If the m68k Mac kernel doesn't define the nvram_read_byte() routine then 
valkyriefb can't use it. (fbdev drivers are apparently the reason why 
powerpc defines them.)

drivers/char/nvram.c has two sets of these routines for PC RTC NVRAM; one 
for m68k (Atari) and one for arm/x86. We don't want to introduce more code 
into drivers/char/nvram.c to support all four configurations:
1) arm/x86
2) atari
3) atari + mac
4) mac

So we'd end up having to move m68k-specific code out of 
drivers/char/nvram.c, to make it generic. And that then begs all of the 
questions in my previous message.

BTW, my experimental patches replaced all of those __nvram_* and nvram_* 
functions with an ops struct.
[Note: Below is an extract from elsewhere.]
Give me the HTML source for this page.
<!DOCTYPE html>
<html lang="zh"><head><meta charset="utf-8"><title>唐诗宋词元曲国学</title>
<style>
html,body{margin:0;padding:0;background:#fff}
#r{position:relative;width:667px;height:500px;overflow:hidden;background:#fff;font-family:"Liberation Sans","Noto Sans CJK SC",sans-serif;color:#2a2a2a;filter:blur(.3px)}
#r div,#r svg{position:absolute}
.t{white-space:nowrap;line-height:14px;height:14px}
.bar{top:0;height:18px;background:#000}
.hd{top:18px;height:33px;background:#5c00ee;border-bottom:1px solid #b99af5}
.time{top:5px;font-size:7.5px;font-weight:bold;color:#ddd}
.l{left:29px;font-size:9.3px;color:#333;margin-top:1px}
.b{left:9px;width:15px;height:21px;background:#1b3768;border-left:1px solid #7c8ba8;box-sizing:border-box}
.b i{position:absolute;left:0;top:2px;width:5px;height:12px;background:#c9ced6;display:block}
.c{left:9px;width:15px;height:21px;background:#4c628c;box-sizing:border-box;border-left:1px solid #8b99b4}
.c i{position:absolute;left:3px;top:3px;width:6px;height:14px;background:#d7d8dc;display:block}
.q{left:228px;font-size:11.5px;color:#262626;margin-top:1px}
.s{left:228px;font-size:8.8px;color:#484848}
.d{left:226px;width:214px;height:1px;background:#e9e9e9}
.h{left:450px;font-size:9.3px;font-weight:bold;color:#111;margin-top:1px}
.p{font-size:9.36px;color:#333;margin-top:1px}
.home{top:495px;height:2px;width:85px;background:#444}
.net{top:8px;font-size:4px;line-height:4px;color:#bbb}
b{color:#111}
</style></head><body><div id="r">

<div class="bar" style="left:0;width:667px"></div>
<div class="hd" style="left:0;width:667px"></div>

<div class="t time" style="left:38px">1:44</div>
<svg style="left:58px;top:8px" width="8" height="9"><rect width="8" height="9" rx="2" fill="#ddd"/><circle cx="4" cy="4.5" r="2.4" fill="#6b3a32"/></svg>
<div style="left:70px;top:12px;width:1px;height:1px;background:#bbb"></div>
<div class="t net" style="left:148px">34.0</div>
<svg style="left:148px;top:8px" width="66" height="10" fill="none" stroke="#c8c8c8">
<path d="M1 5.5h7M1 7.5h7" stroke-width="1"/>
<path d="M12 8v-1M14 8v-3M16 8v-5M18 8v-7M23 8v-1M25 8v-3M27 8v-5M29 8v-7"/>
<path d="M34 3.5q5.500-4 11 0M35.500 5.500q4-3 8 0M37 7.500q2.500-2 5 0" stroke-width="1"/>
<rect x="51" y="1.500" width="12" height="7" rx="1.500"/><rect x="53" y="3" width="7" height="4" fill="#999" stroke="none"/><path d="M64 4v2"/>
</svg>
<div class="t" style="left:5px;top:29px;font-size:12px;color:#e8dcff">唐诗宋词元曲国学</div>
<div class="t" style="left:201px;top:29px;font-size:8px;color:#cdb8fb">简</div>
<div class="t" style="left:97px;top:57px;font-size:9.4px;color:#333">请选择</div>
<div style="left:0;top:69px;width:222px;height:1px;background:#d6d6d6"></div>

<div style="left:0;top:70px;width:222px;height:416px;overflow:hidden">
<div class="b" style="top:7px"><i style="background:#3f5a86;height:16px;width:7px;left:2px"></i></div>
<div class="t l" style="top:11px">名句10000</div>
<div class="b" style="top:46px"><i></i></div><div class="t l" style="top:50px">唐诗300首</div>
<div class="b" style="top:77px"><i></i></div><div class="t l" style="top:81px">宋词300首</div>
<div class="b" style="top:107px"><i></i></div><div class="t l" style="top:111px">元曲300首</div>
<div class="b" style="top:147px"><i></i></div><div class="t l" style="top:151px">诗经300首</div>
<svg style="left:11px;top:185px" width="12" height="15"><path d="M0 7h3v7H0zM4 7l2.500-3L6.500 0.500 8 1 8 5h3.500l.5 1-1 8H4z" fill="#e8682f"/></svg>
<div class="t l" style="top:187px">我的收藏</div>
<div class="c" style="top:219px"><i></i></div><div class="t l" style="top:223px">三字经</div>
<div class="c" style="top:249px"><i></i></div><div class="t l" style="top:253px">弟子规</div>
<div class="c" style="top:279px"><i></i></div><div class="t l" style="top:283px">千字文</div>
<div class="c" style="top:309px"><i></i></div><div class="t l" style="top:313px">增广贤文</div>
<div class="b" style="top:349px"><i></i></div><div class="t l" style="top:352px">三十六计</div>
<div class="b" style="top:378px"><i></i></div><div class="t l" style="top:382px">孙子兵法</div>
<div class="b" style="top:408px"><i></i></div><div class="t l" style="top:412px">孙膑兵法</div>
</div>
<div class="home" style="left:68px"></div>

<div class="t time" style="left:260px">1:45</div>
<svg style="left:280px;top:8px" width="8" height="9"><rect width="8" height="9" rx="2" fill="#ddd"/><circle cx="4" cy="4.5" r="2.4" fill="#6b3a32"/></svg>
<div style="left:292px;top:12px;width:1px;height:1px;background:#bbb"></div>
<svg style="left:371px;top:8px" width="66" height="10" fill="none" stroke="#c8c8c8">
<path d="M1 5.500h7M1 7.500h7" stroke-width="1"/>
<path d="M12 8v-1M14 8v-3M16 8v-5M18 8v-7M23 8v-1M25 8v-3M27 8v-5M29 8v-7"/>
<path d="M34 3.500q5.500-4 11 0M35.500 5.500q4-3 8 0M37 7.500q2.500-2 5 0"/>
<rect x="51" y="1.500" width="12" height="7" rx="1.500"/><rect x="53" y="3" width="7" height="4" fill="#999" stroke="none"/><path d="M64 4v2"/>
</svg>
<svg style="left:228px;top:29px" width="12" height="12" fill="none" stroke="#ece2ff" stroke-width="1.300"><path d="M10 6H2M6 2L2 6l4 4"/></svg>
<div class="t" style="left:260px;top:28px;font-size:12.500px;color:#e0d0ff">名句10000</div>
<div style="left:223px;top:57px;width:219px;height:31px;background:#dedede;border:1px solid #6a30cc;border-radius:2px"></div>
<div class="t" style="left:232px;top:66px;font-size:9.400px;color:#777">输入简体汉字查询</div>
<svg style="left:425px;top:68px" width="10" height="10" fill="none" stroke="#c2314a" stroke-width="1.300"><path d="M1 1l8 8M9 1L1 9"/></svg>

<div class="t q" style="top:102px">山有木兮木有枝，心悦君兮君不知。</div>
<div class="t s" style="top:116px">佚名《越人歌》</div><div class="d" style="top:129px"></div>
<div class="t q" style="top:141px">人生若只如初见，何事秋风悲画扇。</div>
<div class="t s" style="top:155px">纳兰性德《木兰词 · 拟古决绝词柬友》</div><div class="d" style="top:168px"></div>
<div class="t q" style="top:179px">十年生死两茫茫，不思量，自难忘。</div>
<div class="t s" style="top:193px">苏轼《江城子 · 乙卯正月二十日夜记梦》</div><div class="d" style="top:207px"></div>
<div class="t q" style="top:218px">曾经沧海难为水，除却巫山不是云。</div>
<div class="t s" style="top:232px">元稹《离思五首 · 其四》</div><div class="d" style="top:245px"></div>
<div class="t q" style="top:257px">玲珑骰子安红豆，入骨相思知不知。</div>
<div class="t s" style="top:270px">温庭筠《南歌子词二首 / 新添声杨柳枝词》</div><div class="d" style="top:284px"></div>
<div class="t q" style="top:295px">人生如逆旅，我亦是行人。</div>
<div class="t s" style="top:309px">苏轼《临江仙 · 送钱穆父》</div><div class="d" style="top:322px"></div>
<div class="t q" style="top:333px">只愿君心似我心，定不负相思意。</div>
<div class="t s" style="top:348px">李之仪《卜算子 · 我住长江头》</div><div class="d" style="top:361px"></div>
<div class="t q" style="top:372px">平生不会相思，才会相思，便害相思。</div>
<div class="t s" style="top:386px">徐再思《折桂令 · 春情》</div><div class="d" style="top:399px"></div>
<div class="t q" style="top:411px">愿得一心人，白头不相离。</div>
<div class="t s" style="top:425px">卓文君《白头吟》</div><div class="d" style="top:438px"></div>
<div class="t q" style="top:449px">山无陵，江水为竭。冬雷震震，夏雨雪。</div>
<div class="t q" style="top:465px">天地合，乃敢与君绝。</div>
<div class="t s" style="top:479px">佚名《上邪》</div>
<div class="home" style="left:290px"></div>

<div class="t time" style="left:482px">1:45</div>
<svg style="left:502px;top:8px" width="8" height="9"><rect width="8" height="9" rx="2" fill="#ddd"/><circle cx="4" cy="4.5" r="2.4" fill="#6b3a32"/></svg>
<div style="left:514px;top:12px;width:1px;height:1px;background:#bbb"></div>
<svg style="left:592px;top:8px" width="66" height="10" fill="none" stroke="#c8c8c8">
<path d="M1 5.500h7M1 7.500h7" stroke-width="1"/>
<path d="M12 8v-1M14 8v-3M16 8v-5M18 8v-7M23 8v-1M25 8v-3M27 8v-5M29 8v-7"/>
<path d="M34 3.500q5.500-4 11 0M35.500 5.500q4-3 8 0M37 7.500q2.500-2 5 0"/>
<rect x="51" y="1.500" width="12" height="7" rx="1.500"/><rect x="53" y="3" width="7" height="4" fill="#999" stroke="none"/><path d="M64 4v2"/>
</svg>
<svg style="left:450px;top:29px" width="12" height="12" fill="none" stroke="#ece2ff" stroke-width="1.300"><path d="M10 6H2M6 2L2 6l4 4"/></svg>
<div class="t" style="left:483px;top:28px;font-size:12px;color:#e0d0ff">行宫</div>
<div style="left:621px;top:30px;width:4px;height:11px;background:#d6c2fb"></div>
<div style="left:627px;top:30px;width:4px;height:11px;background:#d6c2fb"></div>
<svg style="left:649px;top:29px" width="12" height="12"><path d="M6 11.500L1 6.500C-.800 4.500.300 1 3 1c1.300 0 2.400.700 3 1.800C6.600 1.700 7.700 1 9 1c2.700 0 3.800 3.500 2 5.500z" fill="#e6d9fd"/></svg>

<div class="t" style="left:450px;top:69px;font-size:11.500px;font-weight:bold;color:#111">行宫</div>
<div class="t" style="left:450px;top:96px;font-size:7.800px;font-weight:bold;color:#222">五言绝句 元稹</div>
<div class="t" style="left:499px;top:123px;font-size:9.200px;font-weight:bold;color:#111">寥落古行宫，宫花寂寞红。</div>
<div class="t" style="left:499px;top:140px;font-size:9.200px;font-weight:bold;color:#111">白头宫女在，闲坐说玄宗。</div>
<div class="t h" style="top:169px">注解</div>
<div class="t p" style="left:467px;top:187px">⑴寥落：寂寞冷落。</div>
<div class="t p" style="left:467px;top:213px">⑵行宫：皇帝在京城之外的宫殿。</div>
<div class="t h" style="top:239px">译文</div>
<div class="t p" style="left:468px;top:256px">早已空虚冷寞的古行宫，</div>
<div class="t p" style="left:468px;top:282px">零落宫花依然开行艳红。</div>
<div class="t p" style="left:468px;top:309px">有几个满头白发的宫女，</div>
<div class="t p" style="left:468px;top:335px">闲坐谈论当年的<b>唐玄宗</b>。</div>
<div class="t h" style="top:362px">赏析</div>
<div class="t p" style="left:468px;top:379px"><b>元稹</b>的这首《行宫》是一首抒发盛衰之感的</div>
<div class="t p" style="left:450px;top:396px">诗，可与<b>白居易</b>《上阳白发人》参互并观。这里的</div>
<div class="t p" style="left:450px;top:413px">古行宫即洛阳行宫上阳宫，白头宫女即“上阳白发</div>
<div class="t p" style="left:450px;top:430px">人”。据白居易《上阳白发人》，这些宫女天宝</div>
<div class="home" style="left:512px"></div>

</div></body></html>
E.g.

$ cat include/linux/nvram.h 
#ifndef _LINUX_NVRAM_H
#define _LINUX_NVRAM_H

#include <uapi/linux/nvram.h>

struct nvram_ops {
        ssize_t         (*read)(char *, size_t, loff_t *);
        ssize_t         (*write)(char *, size_t, loff_t *);
        unsigned char   (*read_byte)(int);
        void            (*write_byte)(unsigned char, int);
        ssize_t         (*get_size)(void);
#ifdef CONFIG_PPC
        void            (*sync)(void);
#else
        long            (*set_checksum)(void);
        long            (*initialize)(void);
#endif
};

extern const struct nvram_ops arch_nvram_ops;

extern const struct nvram_ops rtc_nvram_ops;

#endif  /* _LINUX_NVRAM_H */


This experiment has m68k implement arch_nvram_ops that dispatch to Atari 
or Mac methods (at compile-time for a single-platform kernel, or at 
run-time for a multi-platform kernel binary).

But this implies modifications to fbdev drivers, PPC32 and PPC64, nvram 
and generic_nvram modules. And any work at all done on generic_nvram seems 
to be misguided, unless it is removal.